Last week, Chatham-Kent’s political leaders took time out to play the role of gatekeepers of Noah’s Ark as they debated what size, shape, type and number of pets should be permitted in the community.
The subject was covered in the 1904 classic “Pigs is Pigs” written by Ellis Parker Butler. If you don’t want to read how bureaucrats handle animals, here is a quick Disney cartoon on the subject.
Councillors were presented with the long awaited Responsible Animal Ownership Bylaw, a highly crafted, finely tuned, 19-page bureaucratic response to gaps in previous legislation.
It really is a sweeping document as it aims to deal with human pet rights such as dog vs. cat inequality, immigration (new species we didn’t have to worry about years ago) animal crime (vicious dogs) as well as racial tensions and segregation (who can live where and how many).
The biggest blow in the dog vs. cat issue was landed by Coun. Doug Sulman who successfully lobbied for a reduction in the number of cats permitted per household from the 10 suggested in the report, to five.
Prompted no doubt by the crazy old cat lady stereotype, Sulman wisely pointed out that you can keep dogs in a backyard but cats will just wander everywhere. Still to be sorted out is the question of what happens if a female has a litter of five kittens.
Best leave that to King Solomon.
Dogs are still second-class citizens since you can only own three of them, they need to be licensed and owners have to clean up their excrement while cats can do what they please where they please and don’t need licenses.
Left unanswered was the vaguely threatening concern brought forth by Coun. Carmen McGregor about a reported feral cat attack against a Wallaceburg woman.
The issue of lizard and snake length slithered around the table as Coun. Michael Bondy tried unsuccessfully to get a reduction in snake size from three to two metres. Lizards will be allowed to be two metres in length. There’s even a ban on rodentia (porcupines, prairie dogs and such) unless they stay trim and keep their weight under three pounds.
In a move that not surprisingly caused sighs of relief across the municipality, council voted to allow jackasses to remain, but only in designated areas. And, no, that designated area is not around a certain table in the second floor at the Civic Centre.
The best part of the law is the title bestowed on Nancy Havens, C-K’s licensing services manager who assumes the official role of Poundmaster.
If that doesn’t symbolize power while walking the Civic Centre halls, nothing will.
Although parts of the bylaw are largely unenforceable since it’s complaint driven (just say no if someone wants to measure your snake) it is a step forward in the great bureaucratic tradition.
“If we can identify it, we can regulate it.

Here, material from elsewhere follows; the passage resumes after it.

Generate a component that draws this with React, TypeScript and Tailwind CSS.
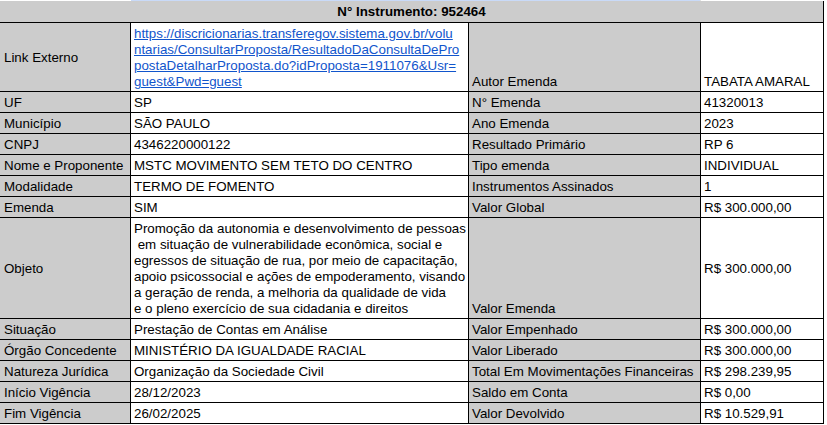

If we can regulate it, we can attach a fee to it. If we can attach a fee to it, it becomes a revenue source.”
Although he was mostly silent on the matter, His Worship the mayor did get to weigh in on animal issues later in the week at the police services board meeting when it was reported that he suggested slitting the throat of deer injured in collisions with vehicles rather than having police shoot them.
When Chief Gary Conn responded that officers aren’t trained to use knives in that manner, the mayor lamented the fact that citizens aren’t allowed to discharge firearms in the city so they have to use a two-by-four.
Only in Chatham-Kent.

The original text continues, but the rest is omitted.